BEGIN Supplied information

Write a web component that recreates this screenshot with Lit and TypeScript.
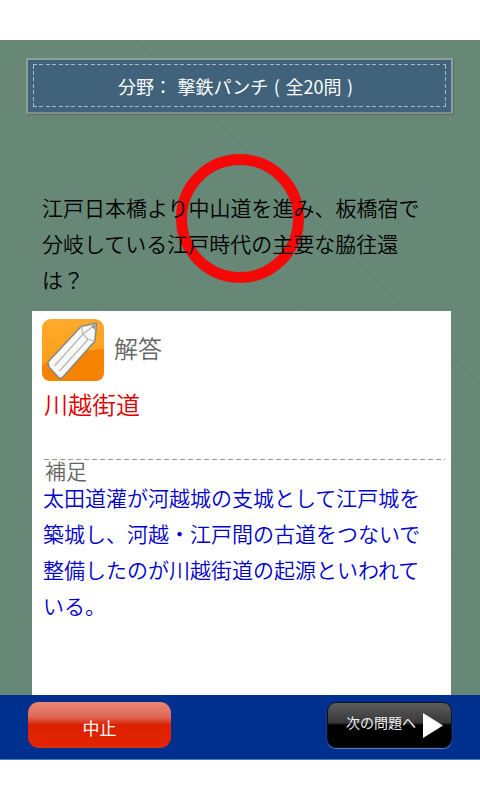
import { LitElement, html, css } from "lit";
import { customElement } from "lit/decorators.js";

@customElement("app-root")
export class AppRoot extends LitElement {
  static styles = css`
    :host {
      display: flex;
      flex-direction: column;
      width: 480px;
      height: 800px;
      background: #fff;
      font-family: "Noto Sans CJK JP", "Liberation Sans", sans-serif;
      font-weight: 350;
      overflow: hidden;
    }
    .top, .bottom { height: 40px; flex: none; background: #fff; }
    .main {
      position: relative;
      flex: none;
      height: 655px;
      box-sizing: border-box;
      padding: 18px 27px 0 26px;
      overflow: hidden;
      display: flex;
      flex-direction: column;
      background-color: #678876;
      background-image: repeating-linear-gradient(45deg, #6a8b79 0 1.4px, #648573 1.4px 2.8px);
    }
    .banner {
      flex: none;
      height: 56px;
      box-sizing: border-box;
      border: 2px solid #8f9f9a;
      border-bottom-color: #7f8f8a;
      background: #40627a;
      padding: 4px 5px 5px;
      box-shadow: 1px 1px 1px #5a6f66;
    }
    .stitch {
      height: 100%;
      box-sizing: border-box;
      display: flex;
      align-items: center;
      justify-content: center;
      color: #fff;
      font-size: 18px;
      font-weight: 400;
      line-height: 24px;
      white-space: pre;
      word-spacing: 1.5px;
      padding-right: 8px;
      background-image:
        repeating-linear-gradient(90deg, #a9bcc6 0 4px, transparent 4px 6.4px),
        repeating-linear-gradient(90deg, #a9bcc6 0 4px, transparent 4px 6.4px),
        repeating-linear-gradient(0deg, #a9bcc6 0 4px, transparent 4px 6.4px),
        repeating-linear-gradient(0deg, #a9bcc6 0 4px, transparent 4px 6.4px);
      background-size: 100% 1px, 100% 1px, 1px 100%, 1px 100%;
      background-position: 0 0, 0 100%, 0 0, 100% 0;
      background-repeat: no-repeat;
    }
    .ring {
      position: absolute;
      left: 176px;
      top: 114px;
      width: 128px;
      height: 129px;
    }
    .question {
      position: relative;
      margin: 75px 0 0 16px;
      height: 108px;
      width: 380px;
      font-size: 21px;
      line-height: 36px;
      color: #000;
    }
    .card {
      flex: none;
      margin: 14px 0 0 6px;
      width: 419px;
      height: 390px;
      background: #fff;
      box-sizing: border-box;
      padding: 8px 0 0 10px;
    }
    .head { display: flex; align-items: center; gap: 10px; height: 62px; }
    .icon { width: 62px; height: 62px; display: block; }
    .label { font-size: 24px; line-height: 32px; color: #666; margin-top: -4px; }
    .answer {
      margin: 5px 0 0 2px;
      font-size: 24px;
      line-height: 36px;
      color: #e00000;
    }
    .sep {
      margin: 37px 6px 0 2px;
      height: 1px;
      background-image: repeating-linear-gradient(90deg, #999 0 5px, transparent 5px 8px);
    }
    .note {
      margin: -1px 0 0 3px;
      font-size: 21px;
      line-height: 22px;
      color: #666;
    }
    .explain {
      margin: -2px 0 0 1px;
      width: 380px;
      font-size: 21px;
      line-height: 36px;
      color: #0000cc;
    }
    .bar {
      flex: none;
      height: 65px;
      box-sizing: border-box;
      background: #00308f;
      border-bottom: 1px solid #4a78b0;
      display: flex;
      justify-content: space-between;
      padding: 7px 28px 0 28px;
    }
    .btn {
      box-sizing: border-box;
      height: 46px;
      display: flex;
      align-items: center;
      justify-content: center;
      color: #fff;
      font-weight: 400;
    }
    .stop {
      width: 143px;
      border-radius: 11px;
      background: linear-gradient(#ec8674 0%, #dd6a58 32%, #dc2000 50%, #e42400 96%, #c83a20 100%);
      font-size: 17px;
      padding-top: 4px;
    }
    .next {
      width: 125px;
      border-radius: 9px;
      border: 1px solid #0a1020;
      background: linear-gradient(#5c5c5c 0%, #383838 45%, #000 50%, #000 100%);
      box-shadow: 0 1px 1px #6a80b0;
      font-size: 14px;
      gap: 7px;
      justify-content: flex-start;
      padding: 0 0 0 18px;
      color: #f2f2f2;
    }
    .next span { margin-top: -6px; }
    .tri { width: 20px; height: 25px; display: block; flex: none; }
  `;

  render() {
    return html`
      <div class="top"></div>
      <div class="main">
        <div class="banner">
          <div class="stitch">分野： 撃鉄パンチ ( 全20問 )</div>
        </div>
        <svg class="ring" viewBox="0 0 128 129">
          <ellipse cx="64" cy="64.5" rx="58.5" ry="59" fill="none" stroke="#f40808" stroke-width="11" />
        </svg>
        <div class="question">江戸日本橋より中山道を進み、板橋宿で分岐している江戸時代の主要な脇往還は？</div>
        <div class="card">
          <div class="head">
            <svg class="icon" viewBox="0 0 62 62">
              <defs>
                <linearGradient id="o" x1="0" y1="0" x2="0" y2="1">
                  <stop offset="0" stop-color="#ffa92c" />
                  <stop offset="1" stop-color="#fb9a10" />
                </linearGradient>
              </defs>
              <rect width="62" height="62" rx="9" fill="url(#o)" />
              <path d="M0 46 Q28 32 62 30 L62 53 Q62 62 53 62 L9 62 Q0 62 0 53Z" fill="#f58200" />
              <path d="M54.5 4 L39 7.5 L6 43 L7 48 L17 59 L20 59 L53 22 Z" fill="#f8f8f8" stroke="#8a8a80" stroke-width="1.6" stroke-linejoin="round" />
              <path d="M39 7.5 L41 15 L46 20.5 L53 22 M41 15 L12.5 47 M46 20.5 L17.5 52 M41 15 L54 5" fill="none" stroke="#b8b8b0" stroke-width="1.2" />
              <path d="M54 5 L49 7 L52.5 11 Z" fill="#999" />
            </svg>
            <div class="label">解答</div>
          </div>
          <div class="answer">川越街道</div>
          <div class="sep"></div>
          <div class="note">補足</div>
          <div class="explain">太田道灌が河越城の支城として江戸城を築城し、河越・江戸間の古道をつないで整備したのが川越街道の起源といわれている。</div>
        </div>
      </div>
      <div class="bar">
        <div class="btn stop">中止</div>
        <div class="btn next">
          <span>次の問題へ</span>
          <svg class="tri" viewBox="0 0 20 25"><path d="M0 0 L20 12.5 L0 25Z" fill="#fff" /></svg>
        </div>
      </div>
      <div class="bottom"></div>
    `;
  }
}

END Supplied information

Write the listing above out again exactly, dropping each image.

Write a web component that recreates this screenshot with Lit and TypeScript.
import { LitElement, html, css } from "lit";
import { customElement } from "lit/decorators.js";

@customElement("app-root")
export class AppRoot extends LitElement {
  static styles = css`
    :host {
      display: flex;
      flex-direction: column;
      width: 480px;
      height: 800px;
      background: #fff;
      font-family: "Noto Sans CJK JP", "Liberation Sans", sans-serif;
      font-weight: 350;
      overflow: hidden;
    }
    .top, .bottom { height: 40px; flex: none; background: #fff; }
    .main {
      position: relative;
      flex: none;
      height: 655px;
      box-sizing: border-box;
      padding: 18px 27px 0 26px;
      overflow: hidden;
      display: flex;
      flex-direction: column;
      background-color: #678876;
      background-image: repeating-linear-gradient(45deg, #6a8b79 0 1.4px, #648573 1.4px 2.8px);
    }
    .banner {
      flex: none;
      height: 56px;
      box-sizing: border-box;
      border: 2px solid #8f9f9a;
      border-bottom-color: #7f8f8a;
      background: #40627a;
      padding: 4px 5px 5px;
      box-shadow: 1px 1px 1px #5a6f66;
    }
    .stitch {
      height: 100%;
      box-sizing: border-box;
      display: flex;
      align-items: center;
      justify-content: center;
      color: #fff;
      font-size: 18px;
      font-weight: 400;
      line-height: 24px;
      white-space: pre;
      word-spacing: 1.5px;
      padding-right: 8px;
      background-image:
        repeating-linear-gradient(90deg, #a9bcc6 0 4px, transparent 4px 6.4px),
        repeating-linear-gradient(90deg, #a9bcc6 0 4px, transparent 4px 6.4px),
        repeating-linear-gradient(0deg, #a9bcc6 0 4px, transparent 4px 6.4px),
        repeating-linear-gradient(0deg, #a9bcc6 0 4px, transparent 4px 6.4px);
      background-size: 100% 1px, 100% 1px, 1px 100%, 1px 100%;
      background-position: 0 0, 0 100%, 0 0, 100% 0;
      background-repeat: no-repeat;
    }
    .ring {
      position: absolute;
      left: 176px;
      top: 114px;
      width: 128px;
      height: 129px;
    }
    .question {
      position: relative;
      margin: 75px 0 0 16px;
      height: 108px;
      width: 380px;
      font-size: 21px;
      line-height: 36px;
      color: #000;
    }
    .card {
      flex: none;
      margin: 14px 0 0 6px;
      width: 419px;
      height: 390px;
      background: #fff;
      box-sizing: border-box;
      padding: 8px 0 0 10px;
    }
    .head { display: flex; align-items: center; gap: 10px; height: 62px; }
    .icon { width: 62px; height: 62px; display: block; }
    .label { font-size: 24px; line-height: 32px; color: #666; margin-top: -4px; }
    .answer {
      margin: 5px 0 0 2px;
      font-size: 24px;
      line-height: 36px;
      color: #e00000;
    }
    .sep {
      margin: 37px 6px 0 2px;
      height: 1px;
      background-image: repeating-linear-gradient(90deg, #999 0 5px, transparent 5px 8px);
    }
    .note {
      margin: -1px 0 0 3px;
      font-size: 21px;
      line-height: 22px;
      color: #666;
    }
    .explain {
      margin: -2px 0 0 1px;
      width: 380px;
      font-size: 21px;
      line-height: 36px;
      color: #0000cc;
    }
    .bar {
      flex: none;
      height: 65px;
      box-sizing: border-box;
      background: #00308f;
      border-bottom: 1px solid #4a78b0;
      display: flex;
      justify-content: space-between;
      padding: 7px 28px 0 28px;
    }
    .btn {
      box-sizing: border-box;
      height: 46px;
      display: flex;
      align-items: center;
      justify-content: center;
      color: #fff;
      font-weight: 400;
    }
    .stop {
      width: 143px;
      border-radius: 11px;
      background: linear-gradient(#ec8674 0%, #dd6a58 32%, #dc2000 50%, #e42400 96%, #c83a20 100%);
      font-size: 17px;
      padding-top: 4px;
    }
    .next {
      width: 125px;
      border-radius: 9px;
      border: 1px solid #0a1020;
      background: linear-gradient(#5c5c5c 0%, #383838 45%, #000 50%, #000 100%);
      box-shadow: 0 1px 1px #6a80b0;
      font-size: 14px;
      gap: 7px;
      justify-content: flex-start;
      padding: 0 0 0 18px;
      color: #f2f2f2;
    }
    .next span { margin-top: -6px; }
    .tri { width: 20px; height: 25px; display: block; flex: none; }
  `;

  render() {
    return html`
      <div class="top"></div>
      <div class="main">
        <div class="banner">
          <div class="stitch">分野： 撃鉄パンチ ( 全20問 )</div>
        </div>
        <svg class="ring" viewBox="0 0 128 129">
          <ellipse cx="64" cy="64.5" rx="58.5" ry="59" fill="none" stroke="#f40808" stroke-width="11" />
        </svg>
        <div class="question">江戸日本橋より中山道を進み、板橋宿で分岐している江戸時代の主要な脇往還は？</div>
        <div class="card">
          <div class="head">
            <svg class="icon" viewBox="0 0 62 62">
              <defs>
                <linearGradient id="o" x1="0" y1="0" x2="0" y2="1">
                  <stop offset="0" stop-color="#ffa92c" />
                  <stop offset="1" stop-color="#fb9a10" />
                </linearGradient>
              </defs>
              <rect width="62" height="62" rx="9" fill="url(#o)" />
              <path d="M0 46 Q28 32 62 30 L62 53 Q62 62 53 62 L9 62 Q0 62 0 53Z" fill="#f58200" />
              <path d="M54.5 4 L39 7.5 L6 43 L7 48 L17 59 L20 59 L53 22 Z" fill="#f8f8f8" stroke="#8a8a80" stroke-width="1.6" stroke-linejoin="round" />
              <path d="M39 7.5 L41 15 L46 20.5 L53 22 M41 15 L12.5 47 M46 20.5 L17.5 52 M41 15 L54 5" fill="none" stroke="#b8b8b0" stroke-width="1.2" />
              <path d="M54 5 L49 7 L52.5 11 Z" fill="#999" />
            </svg>
            <div class="label">解答</div>
          </div>
          <div class="answer">川越街道</div>
          <div class="sep"></div>
          <div class="note">補足</div>
          <div class="explain">太田道灌が河越城の支城として江戸城を築城し、河越・江戸間の古道をつないで整備したのが川越街道の起源といわれている。</div>
        </div>
      </div>
      <div class="bar">
        <div class="btn stop">中止</div>
        <div class="btn next">
          <span>次の問題へ</span>
          <svg class="tri" viewBox="0 0 20 25"><path d="M0 0 L20 12.5 L0 25Z" fill="#fff" /></svg>
        </div>
      </div>
      <div class="bottom"></div>
    `;
  }
}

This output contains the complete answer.